**Work to do**
Copy exactly the lines from the line containing "Recreate this image" to the line containing "import React from", both lines included, and omit any pictures.

**Dataset records**

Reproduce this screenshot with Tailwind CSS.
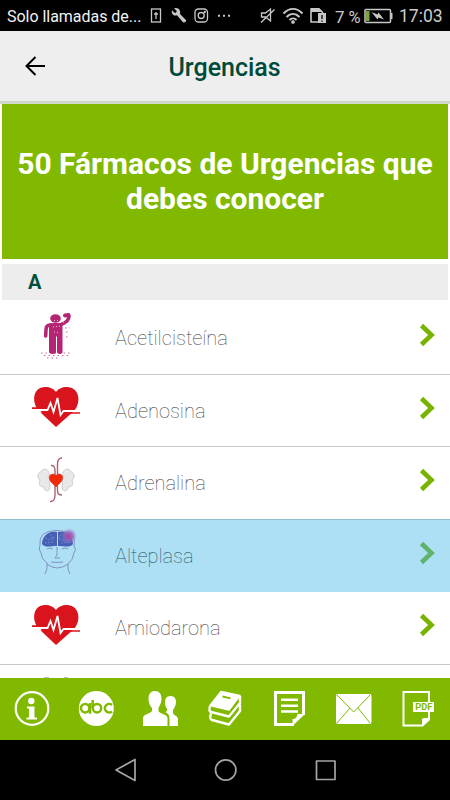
<!DOCTYPE html>
<html lang="es">
<head>
<meta charset="utf-8">
<title>Urgencias</title>
<script src="https://cdn.jsdelivr.net/npm/@tailwindcss/browser@4"></script>
</head>
<body class="w-[450px] h-[800px] overflow-hidden bg-white font-['Roboto',sans-serif]">
<svg class="hidden">
  <symbol id="heart" viewBox="28 383 56 48">
    <path fill="#d9141c" d="M56 427 L39 411 C31 402 33 387 45 387 C50 387 54 389 56 392 C58 389 62 387 67 387 C79 387 82 402 74 411 Z"/>
    <path fill="none" stroke="#fff" stroke-width="1.800" d="M31 410H47.500L50.500 403L53.500 412L57.500 398L60.500 415L63.500 411H81"/>
    <path fill="#fff" d="M31 409.500h8l3 3h-9zM72 414h9v4h-12z"/>
    <path fill="none" stroke="#d9141c" stroke-width="1.700" d="M32 408.200H46.500M65 413H80"/>
  </symbol>
  <symbol id="chev" viewBox="0 0 16 24"><path fill="none" stroke="currentColor" stroke-width="4.600" d="M2 2.500L12 12L2 21.500"/></symbol>
</svg>
<div class="flex flex-col w-[450px] h-[800px]">
  <div class="flex h-[31px] shrink-0 items-center bg-black text-[#ddd]">
    <span class="ml-[7px] w-[138px] shrink-0 whitespace-nowrap pt-[2px] text-[16px] tracking-[-0.03px] text-[#f2f2f2]">Solo llamadas de...</span>
    <svg class="h-[31px] w-[200px] shrink-0" viewBox="145 0 200 31" fill="none" stroke="#c8c8c8" stroke-width="1.300">
      <rect x="151.500" y="9" width="9" height="13"/><path d="M156 12v7M154 14h4"/>
      <path fill="#c8c8c8" stroke="none" d="M186 20l-6-6c1-3-1-6-4-6l-2 .3 3 3-2 2-3-3c-1 4 2 6 5 5l6 7c1 1 4-1 3-2.300z"/>
      <rect x="195" y="9" width="12.500" height="13" rx="3.500"/><circle cx="201.200" cy="15.500" r="3"/><circle cx="204.800" cy="12" r=".5"/>
      <path fill="#c8c8c8" stroke="none" d="M218 14.700h2v2h-2zM223 14.700h2v2h-2zM228 14.700h2v2h-2z"/>
      <path d="M261.500 13h4l5-4v12l-5-4h-4zM274.500 9.500L261 22.500"/>
      <g stroke-width="2"><path d="M283.500 13.500c6-6 13-6 19 0M286.500 17c4-4 9-4 13 0M289.500 20c2-2 5-2 7 0"/></g><circle cx="293" cy="22" r="1.200" fill="#c8c8c8"/>
      <path stroke-width="1.600" d="M318 22h-7V9h8l4 4"/><path fill="#c8c8c8" stroke="none" d="M311 8h8l4 4h-12zM318 13h8v10h-8z"/><path stroke="#000" d="M322 15v4M322 20.500v1.300"/>
      <text x="335" y="22.500" fill="#ccc" stroke="none" font-size="17">7</text>
    </svg>
    <svg class="h-[31px] w-[54px] shrink-0" viewBox="345 0 54 31"><text x="348.500" y="22.500" fill="#ccc" font-size="16" textLength="12" lengthAdjust="spacingAndGlyphs">%</text>
      <rect x="365" y="9.500" width="25.500" height="13" rx="1" fill="none" stroke="#c8c8c8" stroke-width="1.500"/><path fill="#7da33c" d="M366 11h3.500v10H366z"/><path fill="#c8c8c8" d="M391 13h1.500v6H391zM371.500 12l6 2.500 1-2 5.500 7-5.500-2-1 2z"/></svg>
    <span class="w-[46px] whitespace-nowrap pt-[2px] text-[17.500px] text-[#ccc]">17:03</span>
  </div>
  <header class="flex h-[70px] shrink-0 items-center bg-[#eee]">
    <svg class="ml-[24px] h-[22px] w-[22px]" viewBox="24 55 22 22" fill="none" stroke="#000" stroke-width="2"><path d="M45 66H27M35.500 57L26.500 66L35.500 75"/></svg>
    <h1 class="ml-[122.500px] pt-[4px] text-[25px] font-medium text-[#004a3a]">Urgencias</h1>
  </header>
  <div class="h-[3px] shrink-0 bg-linear-to-b from-[#cdd2c6] to-[#d7dcd0]"></div>
  <section class="mx-[2px] flex h-[155px] shrink-0 items-center justify-center bg-[#80b900] pb-[1px] text-center text-[30px] leading-[35px] font-bold text-white">
    <p class="tracking-[-0.02px]"><span class="block">50 Fármacos de Urgencias que</span><span class="block">debes conocer</span></p>
  </section>
  <div class="mt-[5px] ml-[2px] mr-[2px] flex h-[36px] shrink-0 items-center bg-[#ededed] pl-[26px] pb-[1px] text-[20px] font-bold text-[#00523e]">A</div>
  <main class="h-[378px] shrink-0 overflow-hidden text-[20px] font-thin text-[#3c3c3c]">
    <div class="flex h-[75px] items-center border-b border-[#c8c8c8]">
      <svg class="h-[74px] w-[115px]" viewBox="0 300 115 74">
        <g fill="none" stroke="#b42574" stroke-linecap="round"><path stroke-width="3.500" d="M45.700 336L46 330Q46 325 50 325L61 324.500Q69 322 69 316"/><path stroke-width="4" d="M65 315.500l3.500-.5"/></g>
        <path fill="#b42574" d="M49 323.500h13.500v29q-1 1.500-2.500 1.500t-3-1.500v-16h-1v16q-1 1.500-3 1.500t-4-1.500z"/><ellipse cx="55.500" cy="318.500" rx="5.300" ry="4.200" fill="#b42574"/>
        <path stroke="#e9bed5" stroke-width="1" stroke-dasharray="1 2" fill="none" d="M54 320.500h7M53 327l8-1M54 332l6 1M63 322l4 2"/>
        <path stroke="#b42574" stroke-width=".7" stroke-dasharray="1.500 3" fill="none" d="M41 353h30M44 355.500h26M47 358h12M65 328h5M66 332h4M66 337h3"/>
      </svg><span class="pt-[2px]">Acetilcisteína</span>
      <svg class="ml-auto mr-[13px] mb-[5px] h-[24px] w-[19px] text-[#78b300]"><use href="#chev"/></svg>
    </div>
    <div class="flex h-[72px] items-center border-b border-[#c8c8c8]">
      <svg class="ml-[28px] mr-[31px] mb-[7px] h-[48px] w-[56px]"><use href="#heart"/></svg><span>Adenosina</span>
      <svg class="ml-auto mr-[13px] mb-[6px] h-[24px] w-[19px] text-[#78b300]"><use href="#chev"/></svg>
    </div>
    <div class="flex h-[72px] items-center">
      <svg class="h-[72px] w-[115px]" viewBox="0 447 115 72">
        <g fill="#e8e8e8" stroke="#c4c4c4" stroke-width=".8"><path d="M49 473c-1-5-7-5-8-1-4 1-4 6-1 8-2 4 0 7 4 7 0 5 5 5 6 1zM63 473c1-5 7-5 8-1 4 1 4 6 1 8 2 4 0 7-4 7 0 5-5 5-6 1z"/></g>
        <g fill="none" stroke="#a96472" stroke-width="1.400"><path d="M57.500 476V464Q57.500 458 62 458M55 476V471Q55 465 51 465.500M55 486V495Q55 502 50 501.500M57.500 486V491Q57.500 495 62 495"/></g>
        <path fill="#f12a0a" stroke="#b6342b" stroke-width=".5" d="M56 487L51 482C48 478 49 474 53 474Q55 474 56 475.500Q57 474 59 474C63 474 64 478 61 482Z"/>
      </svg><span>Adrenalina</span>
      <svg class="ml-auto mr-[13px] mb-[6px] h-[24px] w-[19px] text-[#78b300]"><use href="#chev"/></svg>
    </div>
    <div class="flex h-[73px] items-center border-t border-[#8ebccd] bg-[#ade0f5]">
      <svg class="h-[72px] w-[115px]" viewBox="0 520 115 72">
        <path fill="none" stroke="#8088bb" stroke-width=".9" d="M45 574Q48 569 47 563Q41 559 41 553Q38 549 40 545Q38 531 56 530.500Q77 531 74 546Q77 549 74 553Q73 560 68 564Q67 569 70 574M47 564Q57 572 68 564M57 547V555L55 558H60M47 549Q50 547 53 549M62 549Q65 547 68 549M51 562Q57 563 63 562"/>
        <path fill="#4660b5" d="M57 532C48 530 42 537 42 544C45 548 50 546 57 546zM58 532C67 530 73 537 73 544C70 548 65 546 58 546z"/>
        <path fill="none" stroke="#7991d2" stroke-width=".8" stroke-dasharray="2 1" d="M45 538l4 2 6-3M45 543l8-1M50 534l4 6M61 534l-2 5 7 2 5-3M61 543l9-1"/>
        <defs><radialGradient id="glow"><stop stop-color="#ba3c9e"/><stop offset=".5" stop-color="#9862ba" stop-opacity=".8"/><stop offset="1" stop-color="#9c83cc" stop-opacity="0"/></radialGradient></defs><circle cx="69" cy="536" r="8" fill="url(#glow)"/>
      </svg><span class="text-[#24505f]">Alteplasa</span>
      <svg class="ml-auto mr-[13px] mb-[6px] h-[24px] w-[19px] text-[#60b36b]"><use href="#chev"/></svg>
    </div>
    <div class="flex h-[73px] items-center border-b border-[#c8c8c8]">
      <svg class="ml-[28px] mr-[31px] mb-[7px] h-[48px] w-[56px]"><use href="#heart"/></svg><span>Amiodarona</span>
      <svg class="ml-auto mr-[13px] mb-[6px] h-[24px] w-[19px] text-[#78b300]"><use href="#chev"/></svg>
    </div>
    <svg class="h-[13px] w-[115px]" viewBox="0 665 115 13"><path stroke="#bbb" d="M44 677.500h5M64 677.500h4"/></svg>
  </main>
  <nav class="h-[62px] shrink-0 bg-[#80b900]">
    <svg class="block h-[62px] w-[450px]" viewBox="0 678 450 62" fill="#fff">
      <circle cx="32" cy="708.500" r="16.300" fill="none" stroke="#fff" stroke-width="2.200"/><circle cx="31.300" cy="701" r="3.200"/><path d="M27 706.500h7.500v11h2.500v2H26.500v-2H29v-9h-2z"/>
      <circle cx="96.300" cy="708.500" r="17.500"/>
      <g fill="none" stroke="#80b900" stroke-width="2.500"><circle cx="85.200" cy="708.200" r="4.200"/><path d="M90 703v10.700M92.700 700v8"/><circle cx="97" cy="708.200" r="4.200"/><path d="M112 705a4.300 4.300 0 1 0 0 6.500"/></g>
      <path d="M155 691c4.500 0 6.500 3 6.500 8 0 4-2 7-3 9v3c1 3 9 3 9 7v8H143v-8c0-4 7-4 9-7v-3c-2-2-3.500-5-3.500-9 0-5 2-8 6.500-8z"/>
      <path d="M170.500 696c4 0 5.500 3 5.500 6 0 4-2 6-3 8v3c1 3 4.500 2 5 6v7h-8.500v-8c0-4-3-5-4-6 2-1 2-2 1-4-1.500-2-1.500-4-1.500-6 0-3 1.500-6 5.500-6z"/>
      <g stroke-linejoin="round" stroke="#fff"><path stroke-width="1.500" d="M221 691.500L240 695.500L229 710L210 705.500Z"/><path d="M222.500 696.500l8 1.800" stroke="#80b900" stroke-width="1.800"/>
      <path fill="none" stroke-width="2.400" d="M210 706Q208.500 711 211 712L229 716.500L240 703V696M211 713.500Q209 719 212 720L229 724.500L240 711V704.500"/></g>
      <path fill="none" stroke="#fff" stroke-width="3" d="M294 724.500H275.500V692.500H303.500V715"/><path d="M305 714l-12.500 12v-7q4.500 0 5-5zM281 698.500h17v2.400h-17zM281 704.500h17v2.400h-17zM281 710.300h17v2.400h-17z"/>
      <rect x="336" y="694" width="35.500" height="30" rx="2"/><path fill="none" stroke="#80b900" d="M337 695l16.700 17L370 695M337 723l13-15M370 723l-12-15"/>
      <path fill="none" stroke="#fff" stroke-width="2" d="M429 702V692H403.500v33.500h19l6.500-6v-8"/><path d="M430 718l-8 8v-7l2-1z"/><rect x="413" y="702" width="21" height="10"/><text x="415.300" y="710" font-size="8.500" font-weight="700" textLength="17" lengthAdjust="spacingAndGlyphs" fill="#80b900">PDF</text>
    </svg>
  </nav>
  <div class="h-[60px] shrink-0 bg-black">
    <svg class="block h-[60px] w-[450px]" viewBox="0 740 450 60" fill="none" stroke="#a5a5a5" stroke-width="1.700" stroke-linejoin="round"><path d="M135 759.500v21L116 770z"/><circle cx="225.700" cy="770" r="10.200"/><rect x="316.500" y="761" width="18.500" height="18.500"/></svg>
  </div>
</div>
</body>
</html>
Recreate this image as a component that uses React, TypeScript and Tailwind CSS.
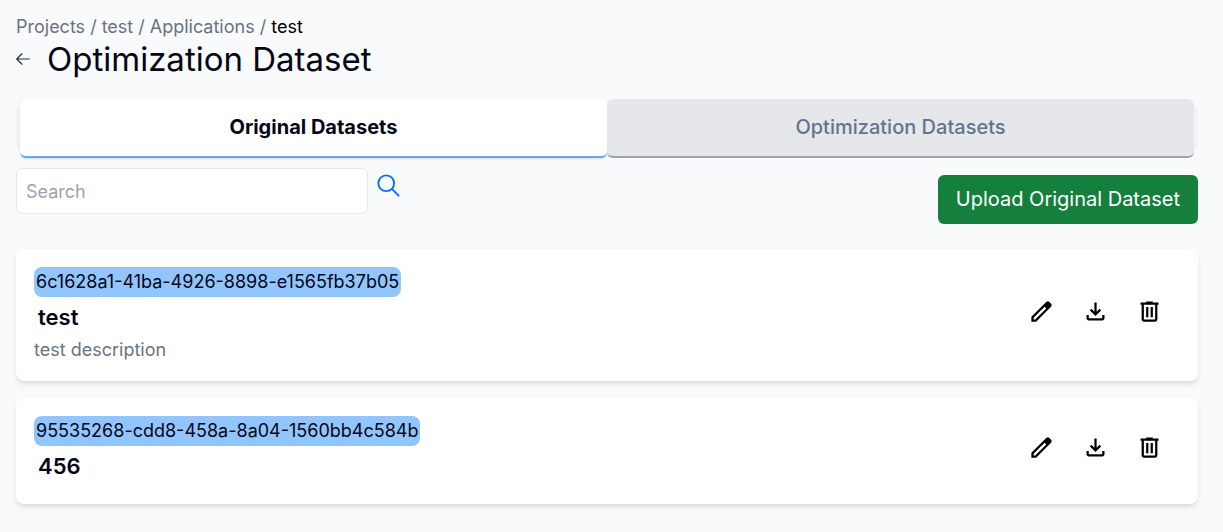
import React from "react";

const BACK = "M10.5 19.5L3 12m0 0l7.5-7.5M3 12h18";
const SEARCH = "M21 21l-6-6m2-5a7 7 0 11-14 0 7 7 0 0114 0z";
const EDIT =
  "M200-200h57l391-391-57-57-391 391v57Zm-80 80v-170l528-527q12-11 26.5-17t30.5-6q16 0 31 6t26 18l55 56q12 11 17.5 26t5.5 30q0 16-5.5 30.5T817-647L290-120H120Zm640-584-56-56 56 56Zm-141 85-28-29 57 57-29-28Z";
const DOWNLOAD =
  "M480-320 280-520l56-58 104 104v-326h80v326l104-104 56 58-200 200ZM240-160q-33 0-56.5-23.5T160-240v-120h80v120h480v-120h80v120q0 33-23.5 56.5T720-160H240Z";
const TRASH =
  "M280-120q-33 0-56.5-23.5T200-200v-520h-40v-80h200v-40h240v40h200v80h-40v520q0 33-23.5 56.5T680-120H280Zm400-600H280v520h400v-520ZM360-280h80v-360h-80v360Zm160 0h80v-360h-80v360Z";

type Dataset = { id: string; name: string; description?: string };

const datasets: Dataset[] = [
  { id: "6c1628a1-41ba-4926-8898-e1565fb37b05", name: "test", description: "test description" },
  { id: "95535268-cdd8-458a-8a04-1560bb4c584b", name: "456" },
];

function IconButton({ label, path }: { label: string; path: string }) {
  return (
    <button type="button" aria-label={label} className="cursor-pointer text-black">
      <svg viewBox="0 -960 960 960" className="block size-[27px]" fill="currentColor" aria-hidden="true">
        <path d={path} />
      </svg>
    </button>
  );
}

function DatasetCard({ dataset }: { dataset: Dataset }) {
  return (
    <li className="flex items-center justify-between rounded-lg bg-white p-[18px] shadow-md">
      <div className="flex flex-col items-start">
        <span className="rounded-lg bg-[#93c5fd] px-[2px] text-[18px] leading-[30px]">{dataset.id}</span>
        <h2 className="px-1 text-[22px] leading-[40px] font-semibold">{dataset.name}</h2>
        {dataset.description ? (
          <p className="text-[18px] leading-[26px] text-[#6b7280]">{dataset.description}</p>
        ) : null}
      </div>
      <div className="flex gap-[27px] pr-[17px] pb-2">
        <IconButton label="Edit dataset" path={EDIT} />
        <IconButton label="Download dataset" path={DOWNLOAD} />
        <IconButton label="Delete dataset" path={TRASH} />
      </div>
    </li>
  );
}

export default function App() {
  return (
    <main className="min-h-screen bg-[#f9fafc] pt-[13px] pr-[25px] pb-7 pl-4 font-['Inter',sans-serif] text-[18px] text-[#020617]">
      <nav aria-label="Breadcrumb" className="flex gap-[5px] leading-[27px] text-[#6b7280]">
        <a href="#projects">Projects</a>
        <span>/</span>
        <a href="#test">test</a>
        <span>/</span>
        <a href="#applications">Applications</a>
        <span>/</span>
        <span aria-current="page" className="text-black">test</span>
      </nav>
      <header className="flex items-center gap-[17px]">
        <a href="#back" aria-label="Back" className="text-[#1f2937]">
          <svg viewBox="2 2 20 20" className="block size-[14px]" fill="none" stroke="currentColor" strokeWidth="1.6" strokeLinecap="round" strokeLinejoin="round" aria-hidden="true">
            <path d={BACK} />
          </svg>
        </a>
        <h1 className="text-[33px] leading-[38px]">Optimization Dataset</h1>
      </header>

      <div role="tablist" className="mt-[28px] flex h-[45px] items-center rounded-md bg-[#f1f5f9] px-1">
        <button
          type="button"
          role="tab"
          aria-selected="true"
          className="h-[59px] flex-1 cursor-pointer rounded-md border-b-2 border-[#60a5fa] bg-white pb-[2px] text-[20px] font-bold shadow-sm"
        >
          Original Datasets
        </button>
        <button
          type="button"
          role="tab"
          aria-selected="false"
          className="h-[59px] flex-1 cursor-pointer rounded-md border-b-2 border-[#9ca3af] bg-[#e5e7eb] pb-[2px] text-[20px] font-medium text-[#64748b]"
        >
          Optimization Datasets
        </button>
      </div>

      <div className="mt-[17px] flex items-end justify-between">
        <form className="mb-[10px] flex items-start gap-[7px]">
          <input
            type="text"
            aria-label="Search"
            placeholder="Search"
            className="h-[46px] w-[352px] rounded-md border border-[#e2e8f0] bg-white px-[9px] text-[18px] placeholder:text-[#9ca3af]"
          />
          <button type="button" aria-label="Search datasets" className="mt-1 cursor-pointer text-[#0d6efd]">
            <svg viewBox="0 0 24 24" className="block size-[27px]" fill="none" stroke="currentColor" strokeWidth="1.7" strokeLinecap="round" aria-hidden="true">
              <path d={SEARCH} />
            </svg>
          </button>
        </form>
        <button type="button" className="h-[49px] cursor-pointer rounded-md bg-[#15803d] px-[18px] pb-[2px] text-[20px] text-white">
          Upload Original Dataset
        </button>
      </div>

      <ul className="mt-[25px] flex flex-col gap-[17px]">
        {datasets.map((dataset) => (
          <DatasetCard key={dataset.id} dataset={dataset} />
        ))}
      </ul>
    </main>
  );
}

**Exercise result**
Recreate this image as a component that uses React, TypeScript and Tailwind CSS.
import React from "react";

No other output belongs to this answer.